[BEGIN Dataset extract]
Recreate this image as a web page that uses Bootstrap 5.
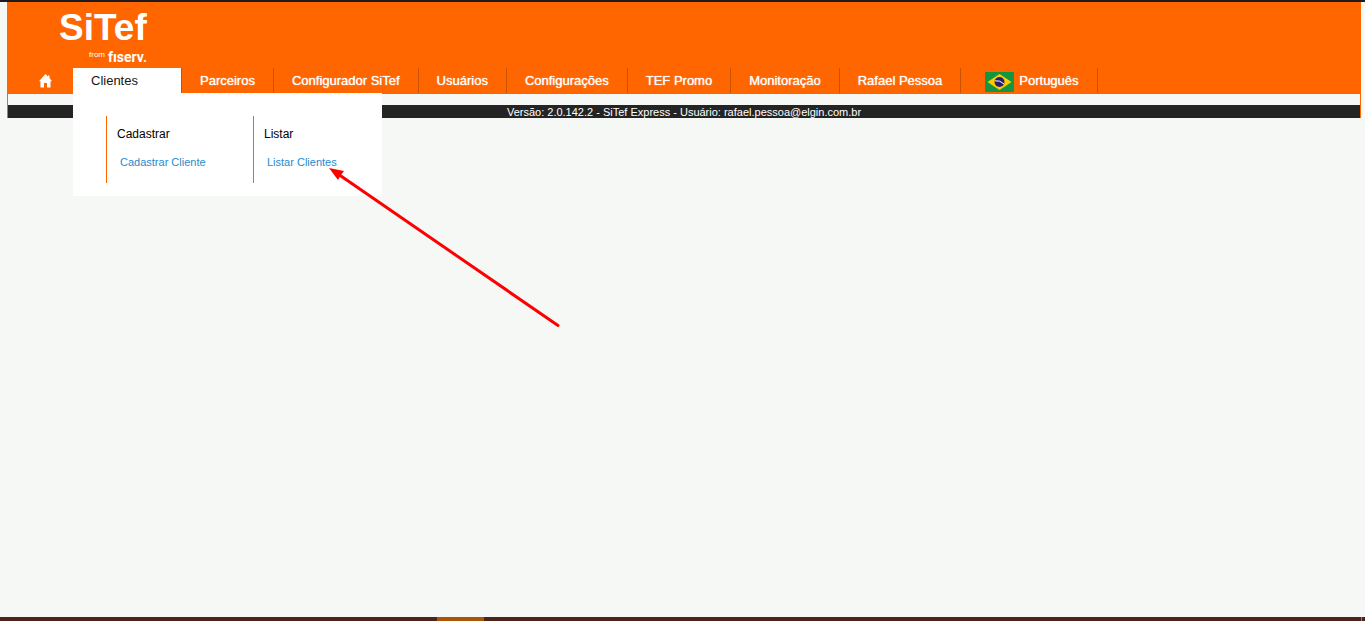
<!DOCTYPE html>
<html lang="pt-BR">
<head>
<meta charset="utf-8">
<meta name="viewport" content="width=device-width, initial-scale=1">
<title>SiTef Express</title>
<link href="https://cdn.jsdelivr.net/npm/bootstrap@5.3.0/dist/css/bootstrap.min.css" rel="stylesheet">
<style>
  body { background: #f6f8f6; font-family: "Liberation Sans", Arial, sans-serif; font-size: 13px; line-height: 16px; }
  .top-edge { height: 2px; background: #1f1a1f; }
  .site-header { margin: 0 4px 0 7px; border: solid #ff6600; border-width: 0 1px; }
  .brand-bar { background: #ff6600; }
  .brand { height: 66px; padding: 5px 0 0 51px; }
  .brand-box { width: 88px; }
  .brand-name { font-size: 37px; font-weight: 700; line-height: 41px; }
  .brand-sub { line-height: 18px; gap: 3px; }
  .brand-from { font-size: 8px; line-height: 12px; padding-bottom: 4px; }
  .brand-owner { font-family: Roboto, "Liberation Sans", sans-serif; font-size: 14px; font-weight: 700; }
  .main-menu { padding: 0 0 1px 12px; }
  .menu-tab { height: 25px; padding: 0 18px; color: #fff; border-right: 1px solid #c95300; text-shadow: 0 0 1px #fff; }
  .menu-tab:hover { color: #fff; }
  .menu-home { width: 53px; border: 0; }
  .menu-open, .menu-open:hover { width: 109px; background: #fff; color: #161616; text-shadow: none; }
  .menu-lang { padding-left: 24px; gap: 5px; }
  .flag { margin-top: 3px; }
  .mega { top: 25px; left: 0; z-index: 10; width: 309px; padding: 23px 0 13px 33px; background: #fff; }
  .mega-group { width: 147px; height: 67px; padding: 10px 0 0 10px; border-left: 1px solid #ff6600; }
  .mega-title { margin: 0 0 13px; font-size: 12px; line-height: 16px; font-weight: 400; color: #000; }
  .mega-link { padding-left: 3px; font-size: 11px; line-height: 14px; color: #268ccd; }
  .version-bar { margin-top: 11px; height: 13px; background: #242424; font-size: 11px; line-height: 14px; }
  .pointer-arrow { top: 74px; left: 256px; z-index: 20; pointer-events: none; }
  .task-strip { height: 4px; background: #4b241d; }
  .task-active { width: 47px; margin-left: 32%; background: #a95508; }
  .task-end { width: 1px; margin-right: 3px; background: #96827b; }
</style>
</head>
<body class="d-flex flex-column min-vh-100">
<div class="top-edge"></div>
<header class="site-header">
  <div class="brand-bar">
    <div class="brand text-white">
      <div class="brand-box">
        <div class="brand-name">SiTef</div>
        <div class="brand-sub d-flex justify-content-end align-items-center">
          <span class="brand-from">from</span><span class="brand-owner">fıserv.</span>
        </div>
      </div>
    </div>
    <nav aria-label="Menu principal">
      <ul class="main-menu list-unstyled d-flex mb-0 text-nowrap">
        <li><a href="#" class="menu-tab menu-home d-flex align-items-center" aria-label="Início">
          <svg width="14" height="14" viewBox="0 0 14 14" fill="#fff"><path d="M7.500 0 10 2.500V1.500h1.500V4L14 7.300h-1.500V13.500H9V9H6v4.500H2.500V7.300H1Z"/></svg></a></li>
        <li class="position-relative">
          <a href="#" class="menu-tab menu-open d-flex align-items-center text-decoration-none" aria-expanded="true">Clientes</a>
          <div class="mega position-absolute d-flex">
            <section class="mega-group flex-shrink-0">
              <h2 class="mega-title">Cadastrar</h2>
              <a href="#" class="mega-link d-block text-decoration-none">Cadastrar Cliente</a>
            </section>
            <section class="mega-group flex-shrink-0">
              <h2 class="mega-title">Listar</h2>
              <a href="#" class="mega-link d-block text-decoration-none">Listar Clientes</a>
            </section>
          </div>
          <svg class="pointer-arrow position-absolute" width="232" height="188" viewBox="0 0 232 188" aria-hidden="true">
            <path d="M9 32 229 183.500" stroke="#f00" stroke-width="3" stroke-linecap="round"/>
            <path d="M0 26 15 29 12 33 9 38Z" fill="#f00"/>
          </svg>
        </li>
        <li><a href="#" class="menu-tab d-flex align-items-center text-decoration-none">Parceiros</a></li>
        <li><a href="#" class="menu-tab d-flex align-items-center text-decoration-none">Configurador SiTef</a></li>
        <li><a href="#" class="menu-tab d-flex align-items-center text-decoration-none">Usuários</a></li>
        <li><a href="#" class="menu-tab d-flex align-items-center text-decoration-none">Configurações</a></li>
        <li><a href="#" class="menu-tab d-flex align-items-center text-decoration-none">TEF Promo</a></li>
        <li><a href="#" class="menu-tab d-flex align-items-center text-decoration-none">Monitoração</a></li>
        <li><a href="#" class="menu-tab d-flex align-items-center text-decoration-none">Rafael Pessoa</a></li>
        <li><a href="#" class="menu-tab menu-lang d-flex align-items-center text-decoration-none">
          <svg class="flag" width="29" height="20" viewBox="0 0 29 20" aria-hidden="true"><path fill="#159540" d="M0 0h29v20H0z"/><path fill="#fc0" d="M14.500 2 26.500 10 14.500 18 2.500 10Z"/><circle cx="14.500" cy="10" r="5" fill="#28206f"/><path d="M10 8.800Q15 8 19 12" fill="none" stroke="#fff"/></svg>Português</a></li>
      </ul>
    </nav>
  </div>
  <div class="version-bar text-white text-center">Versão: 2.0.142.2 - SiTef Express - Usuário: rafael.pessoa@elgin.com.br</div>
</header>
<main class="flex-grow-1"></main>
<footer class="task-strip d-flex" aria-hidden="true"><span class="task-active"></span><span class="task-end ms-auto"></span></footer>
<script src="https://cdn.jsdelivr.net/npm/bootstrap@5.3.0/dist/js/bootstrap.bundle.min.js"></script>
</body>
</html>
[END Dataset extract]
→ What to produce
Repeat the material above in full and unchanged, minus its images.

→ Written solution
Recreate this image as a web page that uses Bootstrap 5.
<!DOCTYPE html>
<html lang="pt-BR">
<head>
<meta charset="utf-8">
<meta name="viewport" content="width=device-width, initial-scale=1">
<title>SiTef Express</title>
<link href="https://cdn.jsdelivr.net/npm/bootstrap@5.3.0/dist/css/bootstrap.min.css" rel="stylesheet">
<style>
  body { background: #f6f8f6; font-family: "Liberation Sans", Arial, sans-serif; font-size: 13px; line-height: 16px; }
  .top-edge { height: 2px; background: #1f1a1f; }
  .site-header { margin: 0 4px 0 7px; border: solid #ff6600; border-width: 0 1px; }
  .brand-bar { background: #ff6600; }
  .brand { height: 66px; padding: 5px 0 0 51px; }
  .brand-box { width: 88px; }
  .brand-name { font-size: 37px; font-weight: 700; line-height: 41px; }
  .brand-sub { line-height: 18px; gap: 3px; }
  .brand-from { font-size: 8px; line-height: 12px; padding-bottom: 4px; }
  .brand-owner { font-family: Roboto, "Liberation Sans", sans-serif; font-size: 14px; font-weight: 700; }
  .main-menu { padding: 0 0 1px 12px; }
  .menu-tab { height: 25px; padding: 0 18px; color: #fff; border-right: 1px solid #c95300; text-shadow: 0 0 1px #fff; }
  .menu-tab:hover { color: #fff; }
  .menu-home { width: 53px; border: 0; }
  .menu-open, .menu-open:hover { width: 109px; background: #fff; color: #161616; text-shadow: none; }
  .menu-lang { padding-left: 24px; gap: 5px; }
  .flag { margin-top: 3px; }
  .mega { top: 25px; left: 0; z-index: 10; width: 309px; padding: 23px 0 13px 33px; background: #fff; }
  .mega-group { width: 147px; height: 67px; padding: 10px 0 0 10px; border-left: 1px solid #ff6600; }
  .mega-title { margin: 0 0 13px; font-size: 12px; line-height: 16px; font-weight: 400; color: #000; }
  .mega-link { padding-left: 3px; font-size: 11px; line-height: 14px; color: #268ccd; }
  .version-bar { margin-top: 11px; height: 13px; background: #242424; font-size: 11px; line-height: 14px; }
  .pointer-arrow { top: 74px; left: 256px; z-index: 20; pointer-events: none; }
  .task-strip { height: 4px; background: #4b241d; }
  .task-active { width: 47px; margin-left: 32%; background: #a95508; }
  .task-end { width: 1px; margin-right: 3px; background: #96827b; }
</style>
</head>
<body class="d-flex flex-column min-vh-100">
<div class="top-edge"></div>
<header class="site-header">
  <div class="brand-bar">
    <div class="brand text-white">
      <div class="brand-box">
        <div class="brand-name">SiTef</div>
        <div class="brand-sub d-flex justify-content-end align-items-center">
          <span class="brand-from">from</span><span class="brand-owner">fıserv.</span>
        </div>
      </div>
    </div>
    <nav aria-label="Menu principal">
      <ul class="main-menu list-unstyled d-flex mb-0 text-nowrap">
        <li><a href="#" class="menu-tab menu-home d-flex align-items-center" aria-label="Início">
          <svg width="14" height="14" viewBox="0 0 14 14" fill="#fff"><path d="M7.500 0 10 2.500V1.500h1.500V4L14 7.300h-1.500V13.500H9V9H6v4.500H2.500V7.300H1Z"/></svg></a></li>
        <li class="position-relative">
          <a href="#" class="menu-tab menu-open d-flex align-items-center text-decoration-none" aria-expanded="true">Clientes</a>
          <div class="mega position-absolute d-flex">
            <section class="mega-group flex-shrink-0">
              <h2 class="mega-title">Cadastrar</h2>
              <a href="#" class="mega-link d-block text-decoration-none">Cadastrar Cliente</a>
            </section>
            <section class="mega-group flex-shrink-0">
              <h2 class="mega-title">Listar</h2>
              <a href="#" class="mega-link d-block text-decoration-none">Listar Clientes</a>
            </section>
          </div>
          <svg class="pointer-arrow position-absolute" width="232" height="188" viewBox="0 0 232 188" aria-hidden="true">
            <path d="M9 32 229 183.500" stroke="#f00" stroke-width="3" stroke-linecap="round"/>
            <path d="M0 26 15 29 12 33 9 38Z" fill="#f00"/>
          </svg>
        </li>
        <li><a href="#" class="menu-tab d-flex align-items-center text-decoration-none">Parceiros</a></li>
        <li><a href="#" class="menu-tab d-flex align-items-center text-decoration-none">Configurador SiTef</a></li>
        <li><a href="#" class="menu-tab d-flex align-items-center text-decoration-none">Usuários</a></li>
        <li><a href="#" class="menu-tab d-flex align-items-center text-decoration-none">Configurações</a></li>
        <li><a href="#" class="menu-tab d-flex align-items-center text-decoration-none">TEF Promo</a></li>
        <li><a href="#" class="menu-tab d-flex align-items-center text-decoration-none">Monitoração</a></li>
        <li><a href="#" class="menu-tab d-flex align-items-center text-decoration-none">Rafael Pessoa</a></li>
        <li><a href="#" class="menu-tab menu-lang d-flex align-items-center text-decoration-none">
          <svg class="flag" width="29" height="20" viewBox="0 0 29 20" aria-hidden="true"><path fill="#159540" d="M0 0h29v20H0z"/><path fill="#fc0" d="M14.500 2 26.500 10 14.500 18 2.500 10Z"/><circle cx="14.500" cy="10" r="5" fill="#28206f"/><path d="M10 8.800Q15 8 19 12" fill="none" stroke="#fff"/></svg>Português</a></li>
      </ul>
    </nav>
  </div>
  <div class="version-bar text-white text-center">Versão: 2.0.142.2 - SiTef Express - Usuário: rafael.pessoa@elgin.com.br</div>
</header>
<main class="flex-grow-1"></main>
<footer class="task-strip d-flex" aria-hidden="true"><span class="task-active"></span><span class="task-end ms-auto"></span></footer>
<script src="https://cdn.jsdelivr.net/npm/bootstrap@5.3.0/dist/js/bootstrap.bundle.min.js"></script>
</body>
</html>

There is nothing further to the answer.